Material:
....

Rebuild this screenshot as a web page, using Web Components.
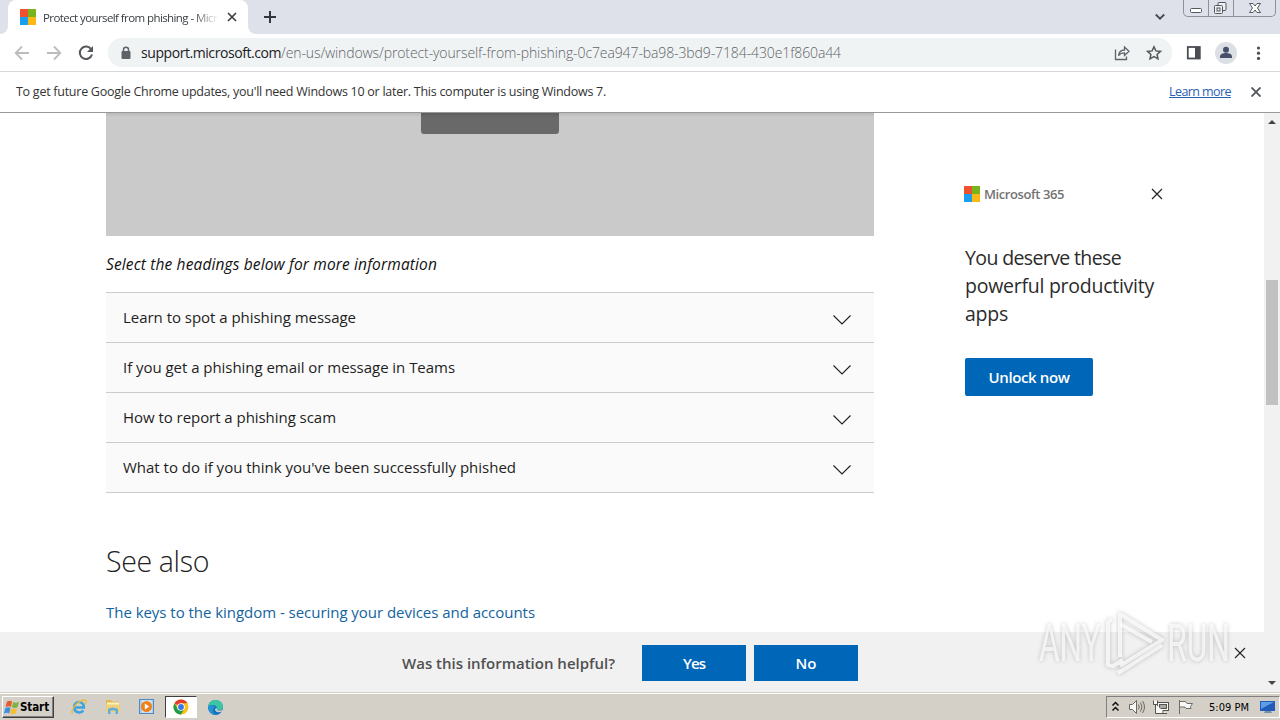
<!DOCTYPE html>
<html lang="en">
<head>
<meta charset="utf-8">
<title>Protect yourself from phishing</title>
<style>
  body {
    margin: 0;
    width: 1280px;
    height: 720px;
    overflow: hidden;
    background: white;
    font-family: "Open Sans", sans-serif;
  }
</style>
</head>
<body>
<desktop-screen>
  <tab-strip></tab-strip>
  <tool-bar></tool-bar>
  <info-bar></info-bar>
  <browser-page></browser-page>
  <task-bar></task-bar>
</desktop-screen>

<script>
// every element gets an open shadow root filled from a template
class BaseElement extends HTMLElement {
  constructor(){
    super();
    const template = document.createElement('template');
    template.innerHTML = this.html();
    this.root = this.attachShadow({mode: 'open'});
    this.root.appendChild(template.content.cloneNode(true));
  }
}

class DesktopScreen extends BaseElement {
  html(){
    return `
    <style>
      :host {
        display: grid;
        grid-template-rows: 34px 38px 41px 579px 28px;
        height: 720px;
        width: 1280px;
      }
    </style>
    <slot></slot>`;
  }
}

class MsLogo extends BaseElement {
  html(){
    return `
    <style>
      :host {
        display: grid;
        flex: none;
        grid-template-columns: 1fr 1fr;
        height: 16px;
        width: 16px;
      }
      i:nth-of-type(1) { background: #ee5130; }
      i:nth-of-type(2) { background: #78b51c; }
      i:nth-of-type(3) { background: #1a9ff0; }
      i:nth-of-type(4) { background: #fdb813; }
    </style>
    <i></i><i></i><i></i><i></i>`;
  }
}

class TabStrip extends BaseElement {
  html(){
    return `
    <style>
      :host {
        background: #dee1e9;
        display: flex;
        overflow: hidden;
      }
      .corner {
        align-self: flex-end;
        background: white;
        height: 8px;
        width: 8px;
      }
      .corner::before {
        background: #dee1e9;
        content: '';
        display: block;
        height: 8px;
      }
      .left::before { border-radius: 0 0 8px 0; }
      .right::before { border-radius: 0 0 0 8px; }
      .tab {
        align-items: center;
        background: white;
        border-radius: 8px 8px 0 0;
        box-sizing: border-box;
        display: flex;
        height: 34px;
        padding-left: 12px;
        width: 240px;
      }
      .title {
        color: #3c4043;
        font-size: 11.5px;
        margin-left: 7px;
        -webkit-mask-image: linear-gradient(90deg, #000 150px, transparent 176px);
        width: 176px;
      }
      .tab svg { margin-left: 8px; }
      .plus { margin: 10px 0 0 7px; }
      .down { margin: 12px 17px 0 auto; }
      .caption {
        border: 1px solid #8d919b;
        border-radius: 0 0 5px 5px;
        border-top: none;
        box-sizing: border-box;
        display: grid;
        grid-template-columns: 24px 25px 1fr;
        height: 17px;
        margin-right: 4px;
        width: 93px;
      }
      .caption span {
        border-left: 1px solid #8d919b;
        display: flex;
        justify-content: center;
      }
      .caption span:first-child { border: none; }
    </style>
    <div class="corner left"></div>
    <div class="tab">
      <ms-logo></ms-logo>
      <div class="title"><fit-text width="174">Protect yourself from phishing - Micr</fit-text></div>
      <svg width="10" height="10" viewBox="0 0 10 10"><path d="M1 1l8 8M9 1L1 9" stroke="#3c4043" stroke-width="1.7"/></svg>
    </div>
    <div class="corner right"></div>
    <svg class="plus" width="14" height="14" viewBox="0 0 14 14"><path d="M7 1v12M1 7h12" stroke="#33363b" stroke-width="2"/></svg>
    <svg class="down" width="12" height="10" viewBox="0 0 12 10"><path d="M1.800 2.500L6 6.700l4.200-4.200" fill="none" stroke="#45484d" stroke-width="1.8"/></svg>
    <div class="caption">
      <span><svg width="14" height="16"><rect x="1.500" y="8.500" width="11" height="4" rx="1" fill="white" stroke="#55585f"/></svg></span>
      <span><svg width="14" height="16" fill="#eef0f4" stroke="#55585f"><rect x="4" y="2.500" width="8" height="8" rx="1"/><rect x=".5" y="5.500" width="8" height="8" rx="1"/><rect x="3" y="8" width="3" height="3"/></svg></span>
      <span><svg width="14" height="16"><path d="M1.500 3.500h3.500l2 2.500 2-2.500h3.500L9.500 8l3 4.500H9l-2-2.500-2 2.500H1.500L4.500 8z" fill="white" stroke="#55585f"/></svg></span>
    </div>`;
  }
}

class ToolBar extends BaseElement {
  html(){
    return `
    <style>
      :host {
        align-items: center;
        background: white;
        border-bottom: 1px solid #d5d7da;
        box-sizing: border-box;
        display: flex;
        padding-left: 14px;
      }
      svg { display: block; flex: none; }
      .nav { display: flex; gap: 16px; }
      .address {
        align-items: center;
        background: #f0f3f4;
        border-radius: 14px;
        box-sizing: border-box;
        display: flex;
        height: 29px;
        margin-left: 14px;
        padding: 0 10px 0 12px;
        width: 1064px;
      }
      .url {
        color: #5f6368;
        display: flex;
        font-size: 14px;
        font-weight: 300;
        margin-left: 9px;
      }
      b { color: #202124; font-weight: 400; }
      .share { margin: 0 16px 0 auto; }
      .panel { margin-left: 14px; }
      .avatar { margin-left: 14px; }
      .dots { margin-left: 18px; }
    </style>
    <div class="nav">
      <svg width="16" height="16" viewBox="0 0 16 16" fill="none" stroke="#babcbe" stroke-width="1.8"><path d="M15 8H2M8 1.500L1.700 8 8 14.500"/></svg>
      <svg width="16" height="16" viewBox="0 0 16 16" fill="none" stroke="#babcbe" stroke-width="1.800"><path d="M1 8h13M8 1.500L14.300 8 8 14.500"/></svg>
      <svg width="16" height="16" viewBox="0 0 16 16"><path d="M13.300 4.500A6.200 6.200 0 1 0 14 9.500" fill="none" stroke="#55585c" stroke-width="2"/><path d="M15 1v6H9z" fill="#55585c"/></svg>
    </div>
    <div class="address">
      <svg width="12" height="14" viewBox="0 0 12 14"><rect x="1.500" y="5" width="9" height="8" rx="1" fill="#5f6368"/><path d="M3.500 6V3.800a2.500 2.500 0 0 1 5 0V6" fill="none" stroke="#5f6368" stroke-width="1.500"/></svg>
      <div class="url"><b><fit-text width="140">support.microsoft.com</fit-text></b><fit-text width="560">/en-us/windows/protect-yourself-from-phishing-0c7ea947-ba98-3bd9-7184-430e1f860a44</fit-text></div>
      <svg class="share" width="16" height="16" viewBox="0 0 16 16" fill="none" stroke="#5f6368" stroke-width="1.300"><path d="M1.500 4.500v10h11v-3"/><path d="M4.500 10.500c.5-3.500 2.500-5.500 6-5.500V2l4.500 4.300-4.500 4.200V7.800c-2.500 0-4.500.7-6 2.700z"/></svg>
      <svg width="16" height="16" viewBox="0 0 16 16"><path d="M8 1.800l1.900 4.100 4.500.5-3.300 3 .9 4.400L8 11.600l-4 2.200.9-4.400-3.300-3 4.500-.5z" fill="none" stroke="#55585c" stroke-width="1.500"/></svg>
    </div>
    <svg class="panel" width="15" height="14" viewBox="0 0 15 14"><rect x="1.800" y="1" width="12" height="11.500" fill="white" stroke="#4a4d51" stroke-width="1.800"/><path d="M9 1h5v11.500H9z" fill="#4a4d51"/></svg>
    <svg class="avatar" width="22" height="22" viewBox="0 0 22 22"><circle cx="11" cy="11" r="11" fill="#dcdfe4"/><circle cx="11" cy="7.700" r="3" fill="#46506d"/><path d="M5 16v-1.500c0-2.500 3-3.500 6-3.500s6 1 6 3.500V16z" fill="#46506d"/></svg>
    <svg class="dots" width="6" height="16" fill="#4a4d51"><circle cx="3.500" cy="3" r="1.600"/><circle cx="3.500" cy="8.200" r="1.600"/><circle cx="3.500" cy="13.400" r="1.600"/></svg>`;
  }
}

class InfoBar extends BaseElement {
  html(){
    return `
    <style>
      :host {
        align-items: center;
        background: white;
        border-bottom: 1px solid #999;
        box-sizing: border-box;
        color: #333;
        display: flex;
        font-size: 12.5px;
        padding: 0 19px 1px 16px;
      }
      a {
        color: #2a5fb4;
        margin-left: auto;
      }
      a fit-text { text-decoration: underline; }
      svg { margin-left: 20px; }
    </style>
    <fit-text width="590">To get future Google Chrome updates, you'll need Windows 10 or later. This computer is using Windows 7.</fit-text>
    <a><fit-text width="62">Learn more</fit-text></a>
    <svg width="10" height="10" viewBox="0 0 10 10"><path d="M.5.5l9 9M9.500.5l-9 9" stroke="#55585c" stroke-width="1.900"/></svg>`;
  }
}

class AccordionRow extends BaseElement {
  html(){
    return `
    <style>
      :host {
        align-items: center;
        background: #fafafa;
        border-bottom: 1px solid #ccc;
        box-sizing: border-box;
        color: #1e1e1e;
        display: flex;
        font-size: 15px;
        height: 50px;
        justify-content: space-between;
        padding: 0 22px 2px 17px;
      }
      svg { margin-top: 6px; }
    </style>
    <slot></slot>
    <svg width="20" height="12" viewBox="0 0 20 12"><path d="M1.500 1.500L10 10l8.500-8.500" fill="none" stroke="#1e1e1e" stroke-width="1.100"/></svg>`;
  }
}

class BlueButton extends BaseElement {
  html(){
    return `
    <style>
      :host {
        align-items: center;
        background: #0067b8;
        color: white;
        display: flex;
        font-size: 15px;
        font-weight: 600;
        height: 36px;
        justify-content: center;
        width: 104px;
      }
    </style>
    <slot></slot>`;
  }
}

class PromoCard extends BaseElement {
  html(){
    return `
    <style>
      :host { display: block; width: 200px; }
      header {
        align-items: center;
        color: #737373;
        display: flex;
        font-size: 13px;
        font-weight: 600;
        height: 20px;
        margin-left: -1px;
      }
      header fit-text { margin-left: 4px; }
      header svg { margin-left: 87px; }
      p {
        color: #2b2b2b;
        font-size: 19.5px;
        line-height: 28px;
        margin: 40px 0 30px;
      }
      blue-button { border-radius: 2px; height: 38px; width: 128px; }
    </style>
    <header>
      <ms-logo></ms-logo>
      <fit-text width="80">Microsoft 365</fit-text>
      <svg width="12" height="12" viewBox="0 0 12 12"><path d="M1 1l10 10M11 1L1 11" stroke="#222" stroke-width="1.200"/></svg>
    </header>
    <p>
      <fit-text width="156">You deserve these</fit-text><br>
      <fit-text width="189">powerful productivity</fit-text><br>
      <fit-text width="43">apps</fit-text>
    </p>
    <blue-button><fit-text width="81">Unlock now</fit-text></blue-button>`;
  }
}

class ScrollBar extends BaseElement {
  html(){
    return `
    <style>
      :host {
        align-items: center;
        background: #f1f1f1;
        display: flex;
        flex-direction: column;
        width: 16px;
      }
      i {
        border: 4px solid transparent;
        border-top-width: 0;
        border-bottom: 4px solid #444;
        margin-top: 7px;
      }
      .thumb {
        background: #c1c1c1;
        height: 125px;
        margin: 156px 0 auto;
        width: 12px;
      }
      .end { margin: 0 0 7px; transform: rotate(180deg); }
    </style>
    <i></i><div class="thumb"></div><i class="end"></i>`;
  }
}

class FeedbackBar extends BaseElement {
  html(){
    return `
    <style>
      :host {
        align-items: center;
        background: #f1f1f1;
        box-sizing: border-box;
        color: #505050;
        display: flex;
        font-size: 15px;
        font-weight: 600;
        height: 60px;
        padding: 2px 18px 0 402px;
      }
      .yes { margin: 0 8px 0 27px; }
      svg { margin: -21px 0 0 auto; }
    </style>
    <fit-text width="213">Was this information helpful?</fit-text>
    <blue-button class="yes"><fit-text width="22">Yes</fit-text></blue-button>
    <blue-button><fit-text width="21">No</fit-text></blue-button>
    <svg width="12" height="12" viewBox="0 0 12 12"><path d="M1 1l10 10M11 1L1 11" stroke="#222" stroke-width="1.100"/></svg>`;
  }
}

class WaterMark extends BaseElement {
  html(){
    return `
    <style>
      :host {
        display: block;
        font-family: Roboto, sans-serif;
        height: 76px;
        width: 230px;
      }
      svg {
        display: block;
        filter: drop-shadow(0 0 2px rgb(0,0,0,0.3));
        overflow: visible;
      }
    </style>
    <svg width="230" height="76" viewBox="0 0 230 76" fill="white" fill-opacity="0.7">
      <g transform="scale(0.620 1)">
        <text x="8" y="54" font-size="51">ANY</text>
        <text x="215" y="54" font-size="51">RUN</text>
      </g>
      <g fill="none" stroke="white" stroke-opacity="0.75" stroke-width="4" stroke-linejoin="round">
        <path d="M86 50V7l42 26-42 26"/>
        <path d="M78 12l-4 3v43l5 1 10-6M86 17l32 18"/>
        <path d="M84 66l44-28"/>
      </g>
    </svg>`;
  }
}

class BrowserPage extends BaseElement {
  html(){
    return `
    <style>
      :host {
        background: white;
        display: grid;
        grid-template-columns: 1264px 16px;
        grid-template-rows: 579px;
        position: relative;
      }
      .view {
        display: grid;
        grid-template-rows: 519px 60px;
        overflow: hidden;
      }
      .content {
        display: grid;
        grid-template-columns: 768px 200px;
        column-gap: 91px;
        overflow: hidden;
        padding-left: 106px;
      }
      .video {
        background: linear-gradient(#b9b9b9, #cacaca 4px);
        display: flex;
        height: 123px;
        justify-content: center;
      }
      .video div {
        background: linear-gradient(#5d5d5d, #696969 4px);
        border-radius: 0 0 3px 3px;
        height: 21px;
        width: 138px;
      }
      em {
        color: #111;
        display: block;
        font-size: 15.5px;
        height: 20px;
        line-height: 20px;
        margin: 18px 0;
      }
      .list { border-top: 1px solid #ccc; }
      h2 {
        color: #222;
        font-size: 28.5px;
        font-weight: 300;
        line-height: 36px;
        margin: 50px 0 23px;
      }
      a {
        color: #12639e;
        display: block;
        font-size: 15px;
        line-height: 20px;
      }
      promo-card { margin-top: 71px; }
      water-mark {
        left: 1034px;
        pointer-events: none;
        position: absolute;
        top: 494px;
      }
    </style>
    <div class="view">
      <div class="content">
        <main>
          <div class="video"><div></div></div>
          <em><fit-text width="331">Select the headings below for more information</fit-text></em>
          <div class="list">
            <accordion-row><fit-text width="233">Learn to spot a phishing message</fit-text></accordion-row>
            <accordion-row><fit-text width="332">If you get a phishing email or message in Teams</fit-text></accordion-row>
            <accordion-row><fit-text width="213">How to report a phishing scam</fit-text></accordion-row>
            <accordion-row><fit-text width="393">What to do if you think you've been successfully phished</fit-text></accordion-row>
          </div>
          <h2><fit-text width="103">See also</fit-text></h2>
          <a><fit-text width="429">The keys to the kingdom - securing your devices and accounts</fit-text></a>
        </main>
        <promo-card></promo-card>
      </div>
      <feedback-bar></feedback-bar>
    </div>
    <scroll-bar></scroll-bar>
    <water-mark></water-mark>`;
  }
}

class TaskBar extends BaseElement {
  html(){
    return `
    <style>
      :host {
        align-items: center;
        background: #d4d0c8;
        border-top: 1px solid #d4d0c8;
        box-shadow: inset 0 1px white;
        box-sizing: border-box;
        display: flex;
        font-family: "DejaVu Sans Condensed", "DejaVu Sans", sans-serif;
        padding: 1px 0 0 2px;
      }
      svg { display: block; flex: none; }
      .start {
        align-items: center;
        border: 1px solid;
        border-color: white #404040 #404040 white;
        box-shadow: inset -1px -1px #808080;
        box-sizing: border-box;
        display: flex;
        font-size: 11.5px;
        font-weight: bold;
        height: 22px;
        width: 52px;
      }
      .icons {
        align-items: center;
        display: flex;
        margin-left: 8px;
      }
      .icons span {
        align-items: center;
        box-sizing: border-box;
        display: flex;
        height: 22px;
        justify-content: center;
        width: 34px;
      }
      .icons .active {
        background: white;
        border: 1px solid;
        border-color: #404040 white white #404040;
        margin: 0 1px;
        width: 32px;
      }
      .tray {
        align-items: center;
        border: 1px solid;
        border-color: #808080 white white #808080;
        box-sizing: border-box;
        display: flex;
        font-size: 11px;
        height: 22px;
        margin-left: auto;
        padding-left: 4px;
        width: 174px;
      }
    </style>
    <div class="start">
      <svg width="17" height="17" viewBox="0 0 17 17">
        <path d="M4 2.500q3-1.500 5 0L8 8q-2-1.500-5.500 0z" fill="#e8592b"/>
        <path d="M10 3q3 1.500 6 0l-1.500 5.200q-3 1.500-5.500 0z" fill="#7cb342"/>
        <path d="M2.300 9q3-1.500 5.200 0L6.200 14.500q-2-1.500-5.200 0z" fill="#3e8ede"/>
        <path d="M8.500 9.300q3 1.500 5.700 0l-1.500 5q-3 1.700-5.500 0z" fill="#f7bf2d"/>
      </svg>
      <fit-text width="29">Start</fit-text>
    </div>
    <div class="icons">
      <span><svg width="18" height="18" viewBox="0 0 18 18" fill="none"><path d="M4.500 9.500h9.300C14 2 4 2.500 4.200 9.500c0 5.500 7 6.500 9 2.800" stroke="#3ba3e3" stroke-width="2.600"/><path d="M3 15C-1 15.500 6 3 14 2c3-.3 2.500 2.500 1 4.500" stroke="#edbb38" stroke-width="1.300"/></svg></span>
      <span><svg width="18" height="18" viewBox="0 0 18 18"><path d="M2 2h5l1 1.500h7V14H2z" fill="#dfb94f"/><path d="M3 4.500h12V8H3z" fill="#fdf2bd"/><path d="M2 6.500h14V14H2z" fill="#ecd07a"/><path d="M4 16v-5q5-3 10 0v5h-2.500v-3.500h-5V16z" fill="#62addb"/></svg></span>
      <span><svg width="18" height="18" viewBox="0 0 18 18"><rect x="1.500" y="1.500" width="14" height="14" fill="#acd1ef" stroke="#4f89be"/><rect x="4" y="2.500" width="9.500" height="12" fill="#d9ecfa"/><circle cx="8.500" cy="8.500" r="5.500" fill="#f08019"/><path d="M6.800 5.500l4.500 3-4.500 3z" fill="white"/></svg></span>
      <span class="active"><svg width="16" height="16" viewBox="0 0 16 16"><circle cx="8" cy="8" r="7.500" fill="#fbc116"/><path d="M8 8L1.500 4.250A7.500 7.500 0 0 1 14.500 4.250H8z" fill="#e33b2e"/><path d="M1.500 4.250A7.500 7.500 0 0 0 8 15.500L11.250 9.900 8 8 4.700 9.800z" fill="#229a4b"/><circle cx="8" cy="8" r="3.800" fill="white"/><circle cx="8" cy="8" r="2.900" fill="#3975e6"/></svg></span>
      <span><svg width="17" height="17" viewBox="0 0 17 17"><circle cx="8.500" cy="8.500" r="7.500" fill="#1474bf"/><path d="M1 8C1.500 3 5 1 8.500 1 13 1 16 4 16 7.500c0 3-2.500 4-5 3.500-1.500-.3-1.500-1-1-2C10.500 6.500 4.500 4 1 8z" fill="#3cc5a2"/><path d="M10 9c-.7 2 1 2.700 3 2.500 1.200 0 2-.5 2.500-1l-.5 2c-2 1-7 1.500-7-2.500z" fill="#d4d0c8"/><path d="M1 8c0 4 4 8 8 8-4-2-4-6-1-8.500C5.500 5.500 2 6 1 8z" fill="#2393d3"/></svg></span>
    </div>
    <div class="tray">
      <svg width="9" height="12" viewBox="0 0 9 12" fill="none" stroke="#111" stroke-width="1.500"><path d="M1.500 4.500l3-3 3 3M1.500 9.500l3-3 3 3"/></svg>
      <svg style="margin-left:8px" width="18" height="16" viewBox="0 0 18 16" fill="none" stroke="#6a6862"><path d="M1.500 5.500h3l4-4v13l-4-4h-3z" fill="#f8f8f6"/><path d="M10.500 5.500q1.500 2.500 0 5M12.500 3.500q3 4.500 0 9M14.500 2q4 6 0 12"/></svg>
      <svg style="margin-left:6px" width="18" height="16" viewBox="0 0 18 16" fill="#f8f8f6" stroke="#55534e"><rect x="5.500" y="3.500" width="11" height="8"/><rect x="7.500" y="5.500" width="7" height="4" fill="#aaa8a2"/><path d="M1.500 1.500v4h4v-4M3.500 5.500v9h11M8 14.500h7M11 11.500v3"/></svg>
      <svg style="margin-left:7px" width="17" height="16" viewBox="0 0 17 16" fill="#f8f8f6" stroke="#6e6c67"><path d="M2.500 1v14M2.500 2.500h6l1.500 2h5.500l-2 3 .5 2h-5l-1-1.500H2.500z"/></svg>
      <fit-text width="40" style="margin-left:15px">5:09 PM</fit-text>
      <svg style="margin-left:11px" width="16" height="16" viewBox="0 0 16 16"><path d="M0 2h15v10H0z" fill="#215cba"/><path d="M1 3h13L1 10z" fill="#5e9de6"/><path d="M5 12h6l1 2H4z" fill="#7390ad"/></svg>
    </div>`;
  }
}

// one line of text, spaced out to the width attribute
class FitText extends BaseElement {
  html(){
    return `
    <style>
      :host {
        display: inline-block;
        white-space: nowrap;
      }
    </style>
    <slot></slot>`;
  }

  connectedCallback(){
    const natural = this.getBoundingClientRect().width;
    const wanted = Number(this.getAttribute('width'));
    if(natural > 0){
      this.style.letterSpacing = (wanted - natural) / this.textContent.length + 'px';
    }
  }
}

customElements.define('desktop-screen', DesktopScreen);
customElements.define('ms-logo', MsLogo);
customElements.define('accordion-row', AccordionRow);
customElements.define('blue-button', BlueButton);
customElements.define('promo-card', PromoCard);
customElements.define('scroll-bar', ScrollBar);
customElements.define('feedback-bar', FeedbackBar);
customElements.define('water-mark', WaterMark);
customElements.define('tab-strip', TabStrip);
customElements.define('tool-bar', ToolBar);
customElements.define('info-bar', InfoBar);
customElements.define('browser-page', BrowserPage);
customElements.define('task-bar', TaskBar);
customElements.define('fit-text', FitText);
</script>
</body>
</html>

....

Determine the number of lines where the string "using" occurs, and give that number only.

Solution: 2